- **Dataset excerpts**
────────
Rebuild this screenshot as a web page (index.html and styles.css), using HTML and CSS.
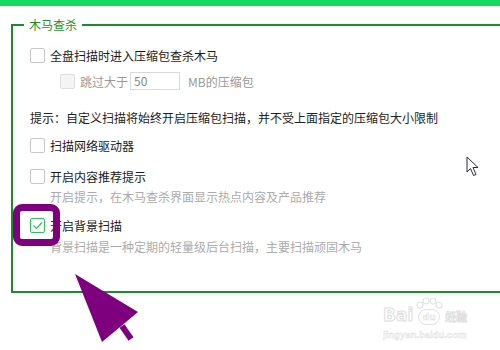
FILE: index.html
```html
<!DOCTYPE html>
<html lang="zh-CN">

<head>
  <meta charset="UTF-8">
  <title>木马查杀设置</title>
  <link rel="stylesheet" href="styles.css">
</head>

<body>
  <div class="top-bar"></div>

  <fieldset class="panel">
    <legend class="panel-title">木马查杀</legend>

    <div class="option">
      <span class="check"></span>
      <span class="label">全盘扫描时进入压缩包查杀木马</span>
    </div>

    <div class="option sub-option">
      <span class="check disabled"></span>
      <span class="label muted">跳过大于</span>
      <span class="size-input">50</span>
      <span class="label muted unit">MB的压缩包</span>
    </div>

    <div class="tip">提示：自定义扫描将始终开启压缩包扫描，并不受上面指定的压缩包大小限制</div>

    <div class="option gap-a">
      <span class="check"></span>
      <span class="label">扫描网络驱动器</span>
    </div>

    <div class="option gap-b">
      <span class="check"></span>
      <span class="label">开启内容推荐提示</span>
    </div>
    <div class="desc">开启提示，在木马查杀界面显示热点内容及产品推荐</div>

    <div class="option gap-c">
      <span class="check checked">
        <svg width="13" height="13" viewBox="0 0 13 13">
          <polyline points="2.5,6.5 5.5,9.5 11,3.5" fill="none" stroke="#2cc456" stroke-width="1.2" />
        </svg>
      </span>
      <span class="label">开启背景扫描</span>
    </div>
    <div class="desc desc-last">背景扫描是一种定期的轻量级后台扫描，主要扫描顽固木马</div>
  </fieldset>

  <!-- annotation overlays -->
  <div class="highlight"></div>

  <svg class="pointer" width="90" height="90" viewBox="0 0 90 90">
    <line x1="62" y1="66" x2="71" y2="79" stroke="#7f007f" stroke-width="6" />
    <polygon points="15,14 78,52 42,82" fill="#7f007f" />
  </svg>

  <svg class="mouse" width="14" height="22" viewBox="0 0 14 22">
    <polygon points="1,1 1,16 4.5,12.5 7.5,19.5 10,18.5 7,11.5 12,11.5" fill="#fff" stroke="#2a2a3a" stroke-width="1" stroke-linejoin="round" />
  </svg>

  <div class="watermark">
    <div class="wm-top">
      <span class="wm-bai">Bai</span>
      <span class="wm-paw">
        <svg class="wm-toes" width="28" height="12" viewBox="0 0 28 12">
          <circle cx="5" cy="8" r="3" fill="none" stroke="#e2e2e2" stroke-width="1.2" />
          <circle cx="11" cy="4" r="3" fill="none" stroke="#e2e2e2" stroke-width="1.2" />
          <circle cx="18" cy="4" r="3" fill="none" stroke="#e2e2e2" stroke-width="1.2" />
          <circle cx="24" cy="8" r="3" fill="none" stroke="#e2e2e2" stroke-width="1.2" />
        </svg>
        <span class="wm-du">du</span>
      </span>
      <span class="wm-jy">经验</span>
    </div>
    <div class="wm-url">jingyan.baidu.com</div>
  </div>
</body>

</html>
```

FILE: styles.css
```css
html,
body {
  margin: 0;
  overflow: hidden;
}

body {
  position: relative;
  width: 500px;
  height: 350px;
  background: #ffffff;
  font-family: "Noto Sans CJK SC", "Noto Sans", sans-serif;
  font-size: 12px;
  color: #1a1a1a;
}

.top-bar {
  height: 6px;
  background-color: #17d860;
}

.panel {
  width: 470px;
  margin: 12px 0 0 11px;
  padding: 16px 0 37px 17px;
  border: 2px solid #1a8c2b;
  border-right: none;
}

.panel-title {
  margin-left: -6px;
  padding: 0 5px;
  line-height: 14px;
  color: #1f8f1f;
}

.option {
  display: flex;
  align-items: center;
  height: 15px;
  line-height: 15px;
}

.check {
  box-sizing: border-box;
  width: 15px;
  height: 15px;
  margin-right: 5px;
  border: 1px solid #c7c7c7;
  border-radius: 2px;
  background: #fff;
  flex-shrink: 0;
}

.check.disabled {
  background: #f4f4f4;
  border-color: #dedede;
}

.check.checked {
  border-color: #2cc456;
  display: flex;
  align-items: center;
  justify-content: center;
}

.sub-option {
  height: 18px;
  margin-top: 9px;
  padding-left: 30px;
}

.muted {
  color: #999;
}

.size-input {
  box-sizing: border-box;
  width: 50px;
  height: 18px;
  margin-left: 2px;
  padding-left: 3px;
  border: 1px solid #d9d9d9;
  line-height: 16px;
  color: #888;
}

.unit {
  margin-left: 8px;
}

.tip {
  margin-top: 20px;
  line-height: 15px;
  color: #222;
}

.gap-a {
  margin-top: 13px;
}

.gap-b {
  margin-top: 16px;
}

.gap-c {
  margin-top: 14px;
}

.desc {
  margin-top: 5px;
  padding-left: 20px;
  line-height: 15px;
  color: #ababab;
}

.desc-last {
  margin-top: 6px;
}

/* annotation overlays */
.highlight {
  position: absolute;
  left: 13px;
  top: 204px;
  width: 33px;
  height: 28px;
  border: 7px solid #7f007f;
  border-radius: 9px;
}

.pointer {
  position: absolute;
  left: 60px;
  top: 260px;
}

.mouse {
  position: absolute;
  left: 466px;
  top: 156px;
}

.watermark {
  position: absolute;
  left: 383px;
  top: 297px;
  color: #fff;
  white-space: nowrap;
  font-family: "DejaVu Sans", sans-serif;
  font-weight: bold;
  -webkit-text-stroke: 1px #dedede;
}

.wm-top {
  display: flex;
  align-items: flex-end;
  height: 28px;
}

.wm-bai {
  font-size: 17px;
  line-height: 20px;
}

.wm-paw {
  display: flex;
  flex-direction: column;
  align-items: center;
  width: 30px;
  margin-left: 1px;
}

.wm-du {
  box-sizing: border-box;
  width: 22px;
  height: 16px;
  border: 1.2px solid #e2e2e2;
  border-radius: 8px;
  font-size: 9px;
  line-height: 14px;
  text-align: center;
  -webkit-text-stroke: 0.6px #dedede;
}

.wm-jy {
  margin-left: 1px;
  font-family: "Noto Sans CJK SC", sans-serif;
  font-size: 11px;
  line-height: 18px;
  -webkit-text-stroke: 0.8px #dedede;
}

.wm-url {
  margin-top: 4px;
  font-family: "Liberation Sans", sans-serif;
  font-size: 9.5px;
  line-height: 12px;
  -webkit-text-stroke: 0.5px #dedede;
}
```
────────
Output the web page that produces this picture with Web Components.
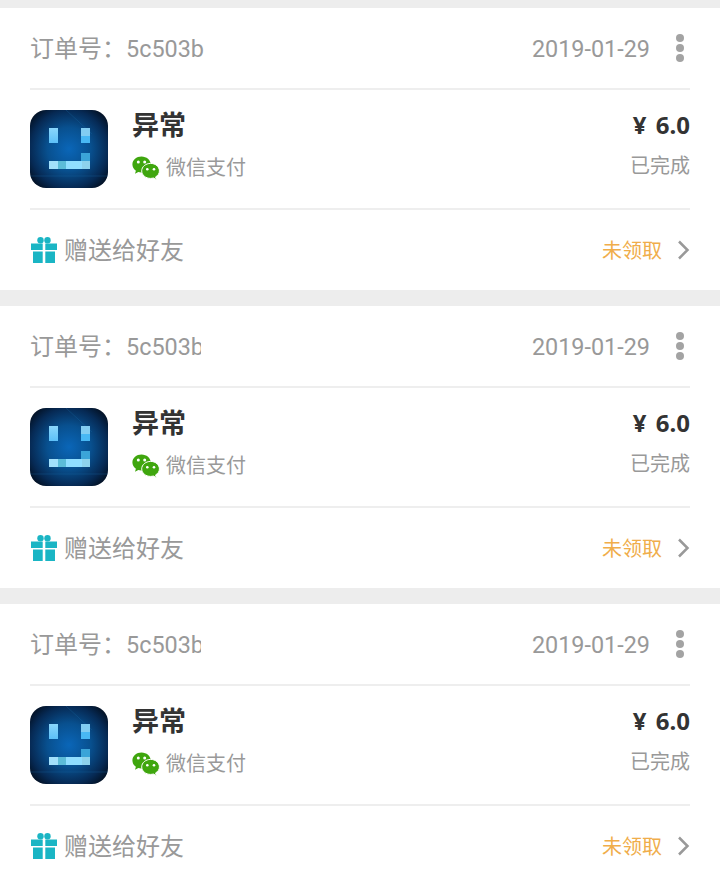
────────
- **Written exercise**
Check each line above for the string "this", then copy the ones that have it.

- **Response**
Rebuild this screenshot as a web page (index.html and styles.css), using HTML and CSS.
Output the web page that produces this picture with Web Components.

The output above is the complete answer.